For fans who want to experience the US Open at close range without paying Ashe prices, an Armstrong night session ticket in the first week is consistently one of the better value propositions in Grand Slam tennis.
Practical Information for Ticket Buyers
- Night session gates open at 6:00pm. Night ticket holders cannot enter the grounds before this time.
- Night sessions begin at 7:00pm. Matches on both Ashe and Armstrong (during the first seven evening sessions) start at this time.
- You are buying a session, not a specific match. The order of play is announced the evening before each match day — not at the time of ticket purchase.
- Day session Ashe ticket holders can stay on the grounds after the day session ends, with access to general admission areas at Armstrong and outer courts — but not reserved seats in Ashe for the evening.
- Grounds Pass holders must leave before the night session and cannot access reserved seating in any of the show courts in the evening.

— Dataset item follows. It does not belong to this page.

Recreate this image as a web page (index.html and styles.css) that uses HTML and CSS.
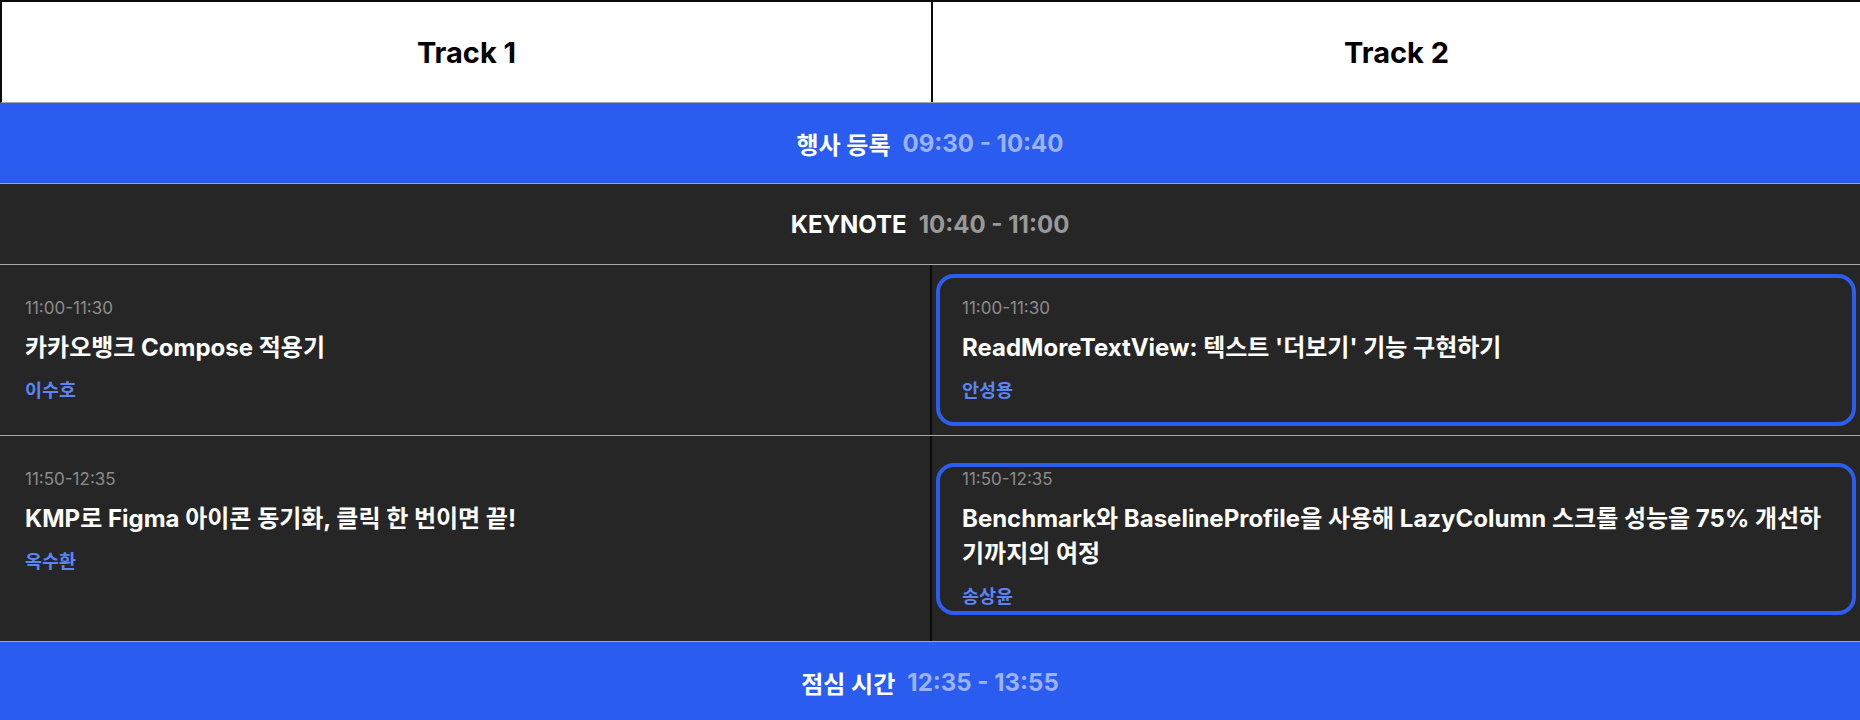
FILE: index.html
```html
<!DOCTYPE html>
<html lang="ko">
<head>
    <meta charset="UTF-8">
    <meta name="viewport" content="width=device-width, initial-scale=1.0">
    <title>Timetable</title>
    <link rel="stylesheet" href="styles.css">
</head>
<body>
    <section class="timetable">
        <div class="track-header">
            <div class="track-name">Track 1</div>
            <div class="track-name">Track 2</div>
        </div>

        <div class="break-row break-blue">
            <span class="break-title">행사 등록</span>
            <span class="break-time">09:30 - 10:40</span>
        </div>

        <div class="break-row break-dark">
            <span class="break-title">KEYNOTE</span>
            <span class="break-time">10:40 - 11:00</span>
        </div>

        <div class="session-row">
            <div class="session">
                <p class="session-time">11:00-11:30</p>
                <h4 class="session-title">카카오뱅크 Compose 적용기</h4>
                <p class="speaker">이수호</p>
            </div>
            <div class="session selected">
                <p class="session-time">11:00-11:30</p>
                <h4 class="session-title">ReadMoreTextView: 텍스트 '더보기' 기능 구현하기</h4>
                <p class="speaker">안성용</p>
            </div>
        </div>

        <div class="session-row">
            <div class="session">
                <p class="session-time">11:50-12:35</p>
                <h4 class="session-title">KMP로 Figma 아이콘 동기화, 클릭 한 번이면 끝!</h4>
                <p class="speaker">옥수환</p>
            </div>
            <div class="session selected">
                <p class="session-time">11:50-12:35</p>
                <h4 class="session-title">Benchmark와 BaselineProfile을 사용해 LazyColumn 스크롤 성능을 75% 개선하기까지의 여정</h4>
                <p class="speaker">송상윤</p>
            </div>
        </div>

        <div class="break-row break-blue">
            <span class="break-title">점심 시간</span>
            <span class="break-time">12:35 - 13:55</span>
        </div>
    </section>
</body>
</html>
```

FILE: styles.css
```css
* {
    margin: 0;
    padding: 0;
    box-sizing: border-box;
    font-family: 'Inter', 'Noto Sans CJK KR', sans-serif;
}

body {
    background-color: #262626;
    color: #fff;
}


/* track header */

.track-header {
    display: grid;
    grid-template-columns: 1fr 1fr;
    height: 103px;
    background-color: #fff;
    border-top: 2px solid #0a0a0a;
    border-left: 2px solid #0a0a0a;
    border-bottom: 1px solid #a8a8a8;
}

.track-name {
    display: flex;
    align-items: center;
    justify-content: center;
    color: #000;
    font-size: 29px;
    font-weight: 700;
}

.track-name + .track-name {
    border-left: 2px solid #0a0a0a;
}


/* breaks */

.break-row {
    display: flex;
    align-items: center;
    justify-content: center;
    height: 81px;
    border-bottom: 1px solid #a8a8a8;
    font-size: 24px;
    font-weight: 700;
}

.break-blue {
    background-color: #2a5cef;
}

.break-dark {
    background-color: #262626;
}

.break-time {
    margin-left: 12px;
    color: rgba(255, 255, 255, .55);
}


/* sessions */

.session-row {
    display: grid;
    grid-template-columns: 1fr 1fr;
    border-bottom: 1px solid #a8a8a8;
}

.session {
    position: relative;
    padding: 33px 30px 34px 25px;
}

.session + .session {
    border-left: 2px solid #0a0a0a;
    padding-left: 30px;
}

.selected::after {
    content: '';
    box-sizing: border-box;
    position: absolute;
    top: 50%;
    left: 4px;
    right: 4px;
    height: 152px;
    transform: translateY(-50%);
    border: 4px solid #2b5ef0;
    border-radius: 18px;
    pointer-events: none;
}

.session-time {
    font-size: 17px;
    line-height: 20px;
    color: #8c8c8c;
    margin-bottom: 12px;
}

.session-title {
    font-size: 24px;
    line-height: 35px;
    font-weight: 700;
    margin-bottom: 14px;
}

.speaker {
    font-size: 18.5px;
    line-height: 22px;
    font-weight: 700;
    color: #5b84f7;
}
```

- Armstrong night sessions are available only for the first seven evening sessions (roughly the first week of the tournament). After that, all reserved night session tickets are Ashe-only.
- Be prepared for a late finish. If the men’s match is competitive, you may not leave until after midnight. The New York City subway runs 24 hours, and the 7 train from Mets-Willets Point to Grand Central takes approximately 20 minutes.
- Tickets go on general sale in early June, the day after the Roland Garros final. American Express cardholders typically get early access in late May.
The Bottom Line
The US Open night session at Arthur Ashe Stadium is the loudest, most charged, most unpredictable environment in Grand Slam tennis.
It is a New York institution as much as a sporting event — a place where the biggest names in tennis perform in front of nearly 24,000 people who came specifically to make noise, under a roof that traps every decibel and sends it back down onto the court.
Go in knowing that you’ll find out who you’re watching the night before, that the match may run late, and that the experience is unlike anything else in the sport. There is nothing quite like it in tennis, and very little like it in sport.